AVAILABLE DATA -

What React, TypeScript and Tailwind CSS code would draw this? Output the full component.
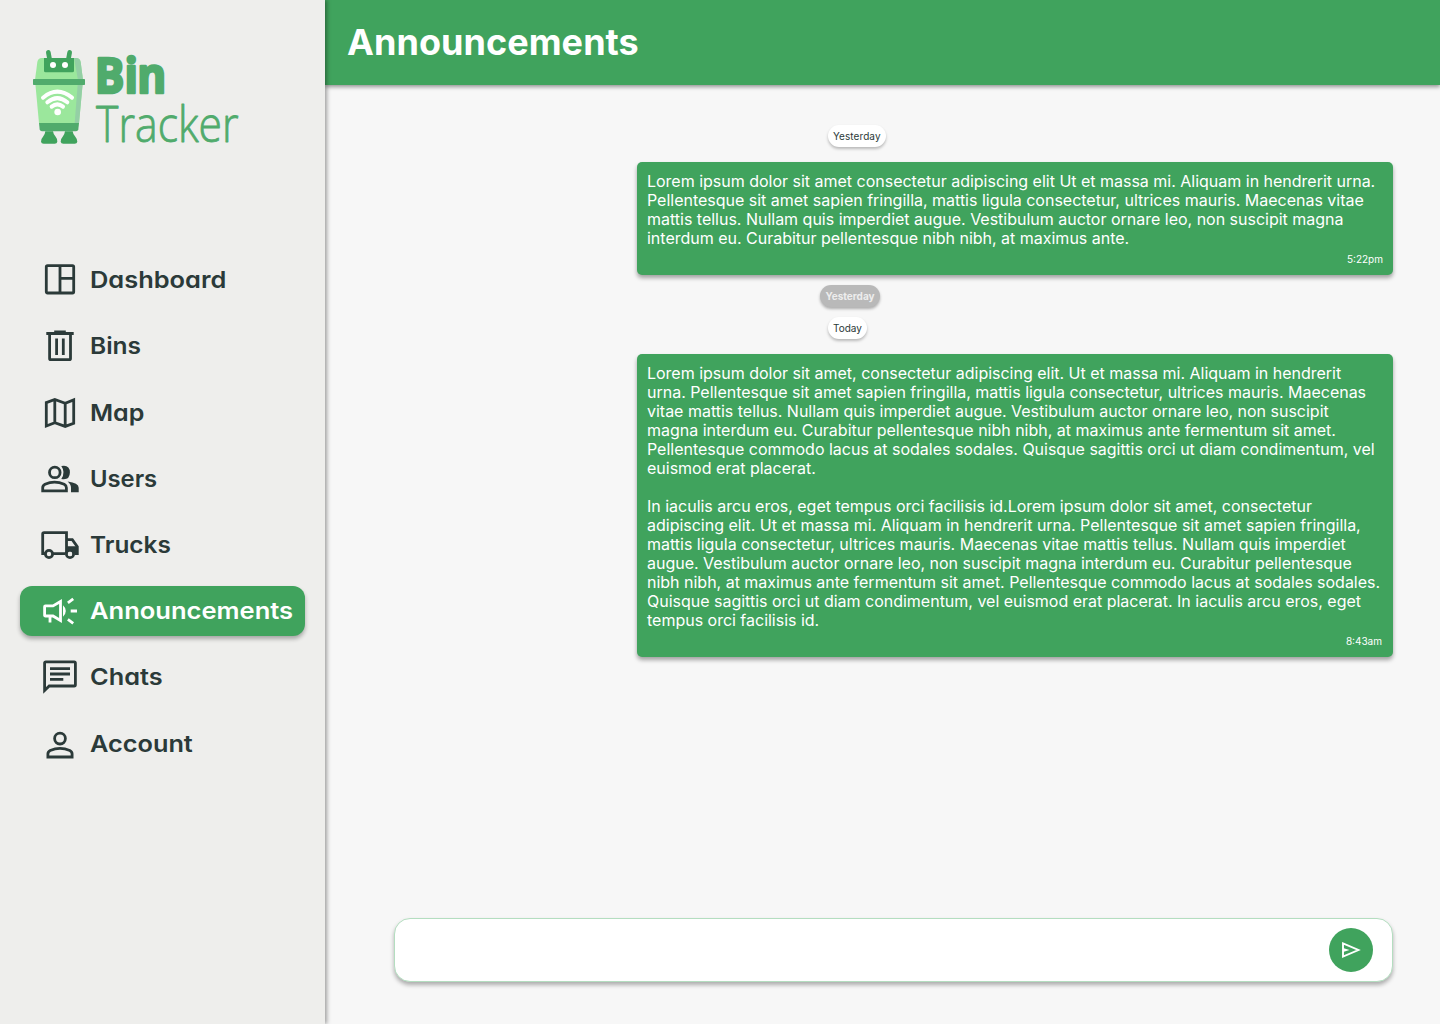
import type { ReactNode } from "react";

function Logo() {
  return (
    <svg className="ml-5 mt-10 h-[115px] w-[240px] shrink-0 overflow-visible" viewBox="0 0 720 345" role="img" aria-label="Bin Tracker">
      <g stroke="#40A35D" strokeWidth="14" strokeLinecap="round">
        <path d="M85 37l4 22M149 37l-4 22" />
      </g>
      <path d="M66 54H168Q180 54 182 66L189 120 177 250H57L45 120 52 66Q54 54 66 54Z" fill="#9BE79C" />
      <path d="M162 54H168Q180 54 182 66L189 120 177 250H164L174 120Z" fill="#94CFA5" />
      <path d="M72 54H162V92Q162 97 157 97H77Q72 97 72 92Z" fill="#40A35D" />
      <circle cx="99" cy="75" r="9" fill="#fff" />
      <circle cx="135" cy="75" r="9" fill="#fff" />
      <rect x="39" y="117" width="156" height="18" rx="2" fill="#50AB6C" />
      <path d="M57 249H177L175 268Q174 274 168 274H66Q60 274 59 268Z" fill="#50AB6C" />
      <path d="M76 274H99Q100 284 107 290Q113 297 112 305Q111 311 104 311H71Q64 311 63 305Q63 296 69 290Q75 284 76 274Z" fill="#40A35D" />
      <path d="M135 274H158Q159 284 166 290Q172 297 172 305Q171 311 164 311H130Q123 311 122 305Q122 296 128 290Q134 284 135 274Z" fill="#40A35D" />
      <g fill="none" stroke="#fff" strokeWidth="12" strokeLinecap="round">
        <path d="M69 173Q112 137 156 173" />
        <path d="M82 187Q112 162 142 187" />
        <path d="M95 200Q112 186 129 200" />
      </g>
      <circle cx="113" cy="216" r="10" fill="#fff" />
      <text x="249 348 391" y="159" transform="scale(0.9 1)" className="font-['Open_Sans'] text-[147px] font-bold" fill="#50AB6C" stroke="#50AB6C" strokeWidth="8" strokeLinejoin="round">Bin</text>
      <text x="228" y="305" textLength="428" lengthAdjust="spacingAndGlyphs" className="font-['Open_Sans'] text-[148px] font-light" fill="#50AB6C" stroke="#50AB6C" strokeWidth="2.5" strokeLinejoin="round">Tracker</text>
    </svg>
  );
}

function Icon({ children }: { children: ReactNode }) {
  return (
    <svg className="h-10 w-10 shrink-0" viewBox="0 0 40 40" fill="none" stroke="currentColor" strokeWidth="2.8">
      {children}
    </svg>
  );
}

const items = [
  {
    label: "Dashboard",
    stretch: "scale-x-[1.105] pt-[2px]",
    icon: (
      <Icon>
        <rect x="6.3" y="6.6" width="27.4" height="27.4" rx="1.2" />
        <path d="M20 6.6V34M20 19.3H33.7" />
      </Icon>
    ),
  },
  {
    label: "Bins",
    stretch: "scale-x-[1.065] pt-[2px]",
    icon: (
      <Icon>
        <path d="M6.3 8.5H33.7M14.2 6.9H25.8M9.6 8.5V33.4Q9.6 34.7 10.9 34.7H29.2Q30.5 34.7 30.5 33.4V8.5M16.6 13.6V30M23.3 13.6V30" />
      </Icon>
    ),
  },
  {
    label: "Map",
    stretch: "scale-x-[1.09] pt-[2px]",
    icon: (
      <Icon>
        <path d="M6.3 10.6L14.8 7.5 25.2 11.2 33.7 7.9V31.2L25.2 34.4 14.8 30.7 6.3 34ZM14.8 7.5V30.7M25.2 11.2V34.4" />
      </Icon>
    ),
  },
  {
    label: "Users",
    stretch: "scale-x-[1.035] pt-[2px]",
    icon: (
      <Icon>
        <circle cx="14.8" cy="14.4" r="5.3" />
        <path d="M2.7 32.9V29.8Q2.7 27.5 5 26.3Q14.5 22 24.2 26.3Q26.4 27.5 26.4 29.8V32.9Z" />
        <path d="M21.3 20.9Q25.8 14.4 21.3 8Q29.7 6.3 29.9 14.4Q29.7 22.5 21.3 20.9Z M27.6 23.4Q38.7 24.7 38.7 29.8V34.3H31V29.8Q31 26 27.6 23.4Z" fill="currentColor" stroke="none" />
      </Icon>
    ),
  },
  {
    label: "Trucks",
    stretch: "scale-x-[1.06] pt-[2px]",
    icon: (
      <Icon>
        <path d="M5.6 28.6H2.7V9.1Q2.7 7.7 4.1 7.7H26.5V28.6M12.5 28.6H25.3M26.5 14.7H32.3L37.3 21.6V28.6H34.5" />
        <circle cx="9" cy="29" r="3.6" />
        <circle cx="30" cy="29" r="3.6" />
        <path d="M26.5 21.2H37.5V28.7H34.5Q33 25.2 30 25.2Q28 25.2 26.5 27Z" fill="currentColor" stroke="none" />
        <circle cx="30" cy="29" r="2.2" fill="#EEEEEC" stroke="none" />
      </Icon>
    ),
  },
  {
    label: "Announcements",
    stretch: "scale-x-[1.11]",
    icon: (
      <Icon>
        <path d="M4.6 15.7Q4.6 14.9 5.4 14.9H13L20.5 10.5V29.5L13 25H5.4Q4.6 25 4.6 24.2ZM10 25V31.6" />
        <path d="M30.7 20H37M27.9 11.8L33.2 7.9M27.9 28.4L33.2 32.3" />
        <path d="M23 14.3Q25.8 16.8 25.8 20T23 25.7Z" fill="currentColor" stroke="none" />
      </Icon>
    ),
  },
  {
    label: "Chats",
    stretch: "scale-x-[1.1]",
    icon: (
      <Icon>
        <path d="M4.6 33.5V6.1Q4.6 4.9 5.8 4.9H34.2Q35.4 4.9 35.4 6.1V27.8Q35.4 29 34.2 29H9.2ZM10 11.6H30M10 17H30M10 22.3H23.3" />
      </Icon>
    ),
  },
  {
    label: "Account",
    stretch: "scale-x-[1.1] pt-[2px]",
    icon: (
      <Icon>
        <circle cx="20" cy="14.6" r="5.4" />
        <path d="M7.9 33V29.9Q7.9 27.7 10.2 26.5Q20 22.2 29.8 26.5Q32.1 27.7 32.1 29.9V33Z" />
      </Icon>
    ),
  },
];

function DatePill({ label, offset }: { label: string; offset: string }) {
  return (
    <div className={`flex h-[22px] w-fit items-center rounded-full bg-white px-[5px] text-[10px] text-[#2B3A39] shadow-[0_2px_3px_rgba(0,0,0,0.25)] ${offset}`}>
      {label}
    </div>
  );
}

function Message({ lines, time, offset, timeInset = "" }: { lines: string[]; time: string; offset: string; timeInset?: string }) {
  return (
    <article className={`ml-[312px] w-[756px] rounded-[5px] bg-[#40A35D] px-[10px] pb-[10px] pt-[10px] text-white shadow-[0_3px_4px_rgba(0,0,0,0.35)] ${offset}`}>
      {lines.map((line, i) => (
        <p key={i} className="h-[19px] whitespace-nowrap text-[16px] leading-[19px] tracking-[-0.01px]">{line}</p>
      ))}
      <time className={`mt-[5px] block text-right text-[10px] leading-[12px] ${timeInset}`}>{time}</time>
    </article>
  );
}

const first = [
  "Lorem ipsum dolor sit amet consectetur adipiscing elit Ut et massa mi. Aliquam in hendrerit urna.",
  "Pellentesque sit amet sapien fringilla, mattis ligula consectetur, ultrices mauris. Maecenas vitae",
  "mattis tellus. Nullam quis imperdiet augue. Vestibulum auctor ornare leo, non suscipit magna",
  "interdum eu. Curabitur pellentesque nibh nibh, at maximus ante.",
];

const second = [
  "Lorem ipsum dolor sit amet, consectetur adipiscing elit. Ut et massa mi. Aliquam in hendrerit",
  "urna. Pellentesque sit amet sapien fringilla, mattis ligula consectetur, ultrices mauris. Maecenas",
  "vitae mattis tellus. Nullam quis imperdiet augue. Vestibulum auctor ornare leo, non suscipit",
  "magna interdum eu. Curabitur pellentesque nibh nibh, at maximus ante fermentum sit amet.",
  "Pellentesque commodo lacus at sodales sodales. Quisque sagittis orci ut diam condimentum, vel",
  "euismod erat placerat.",
  "",
  "In iaculis arcu eros, eget tempus orci facilisis id.Lorem ipsum dolor sit amet, consectetur",
  "adipiscing elit. Ut et massa mi. Aliquam in hendrerit urna. Pellentesque sit amet sapien fringilla,",
  "mattis ligula consectetur, ultrices mauris. Maecenas vitae mattis tellus. Nullam quis imperdiet",
  "augue. Vestibulum auctor ornare leo, non suscipit magna interdum eu. Curabitur pellentesque",
  "nibh nibh, at maximus ante fermentum sit amet. Pellentesque commodo lacus at sodales sodales.",
  "Quisque sagittis orci ut diam condimentum, vel euismod erat placerat. In iaculis arcu eros, eget",
  "tempus orci facilisis id.",
];

export default function App() {
  return (
    <div className="flex h-[1024px] w-[1440px] overflow-hidden bg-[#F7F7F7] font-['Inter',sans-serif]">
      <aside className="relative z-10 flex w-[325px] shrink-0 flex-col bg-[#EEEEEC] shadow-[2px_0_4px_rgba(0,0,0,0.35)]">
        <Logo />
        <nav className="mt-[99px] flex flex-col gap-[16.4px] px-5">
          {items.map((item) => (
            <a
              key={item.label}
              className={`flex h-[50px] items-center gap-[10px] rounded-[12px] pl-5 ${
                item.label === "Announcements" ? "bg-[#40A35D] text-white shadow-[0_3px_4px_rgba(0,0,0,0.3)]" : "text-[#2B3A39]"
              }`}
            >
              {item.icon}
              <span className={`origin-left whitespace-nowrap text-[23px] font-semibold [font-feature-settings:'cv11'] ${item.stretch}`}>{item.label}</span>
            </a>
          ))}
        </nav>
      </aside>
      <main className="flex grow flex-col">
        <header className="flex h-[85px] shrink-0 items-center bg-[#40A35D] pb-[2px] pl-[22px] text-white shadow-[0_2px_4px_rgba(0,0,0,0.4)]">
          <h1 className="text-[36px] font-bold tracking-[0.06px]">Announcements</h1>
        </header>
        <section className="flex grow flex-col pt-10">
          <DatePill label="Yesterday" offset="ml-[503px] tracking-[0.07px]" />
          <Message lines={first} time="5:22pm" offset="mt-[15px]" />
          <div className="mb-[10px] ml-[495px] mt-[10px] flex h-[22px] w-[60px] items-center justify-center rounded-full bg-[#B9B9B9] text-[10px] font-bold text-[#EDEDED] shadow-[0_2px_3px_rgba(0,0,0,0.3)]">
            Yesterday
          </div>
          <DatePill label="Today" offset="ml-[503px]" />
          <Message lines={second} time="8:43am" offset="mt-[15px]" timeInset="pr-px" />
        </section>
        <form className="mb-[42px] ml-[69px] flex h-[64px] w-[999px] items-center justify-end rounded-[16px] border border-[#B4DEC0] bg-white pr-[19px] shadow-[0_3px_4px_rgba(0,0,0,0.3)]">
          <button type="button" aria-label="Send" className="flex size-11 items-center justify-center rounded-full bg-[#40A35D] text-white">
            <svg className="h-6 w-6" viewBox="0 0 24 24" fill="none" stroke="currentColor" strokeWidth="1.9">
              <path d="M4 5.4L19.4 12 4 18.6Z" />
              <path d="M4 10L10.5 12 4 14Z" fill="currentColor" stroke="none" />
            </svg>
          </button>
        </form>
      </main>
    </div>
  );
}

WRITTEN INSTRUCTION - List each line holding the string "full".

TASK RESULT -
What React, TypeScript and Tailwind CSS code would draw this? Output the full component.
    <div className={`flex h-[22px] w-fit items-center rounded-full bg-white px-[5px] text-[10px] text-[#2B3A39] shadow-[0_2px_3px_rgba(0,0,0,0.25)] ${offset}`}>
          <div className="mb-[10px] ml-[495px] mt-[10px] flex h-[22px] w-[60px] items-center justify-center rounded-full bg-[#B9B9B9] text-[10px] font-bold text-[#EDEDED] shadow-[0_2px_3px_rgba(0,0,0,0.3)]">
          <button type="button" aria-label="Send" className="flex size-11 items-center justify-center rounded-full bg-[#40A35D] text-white">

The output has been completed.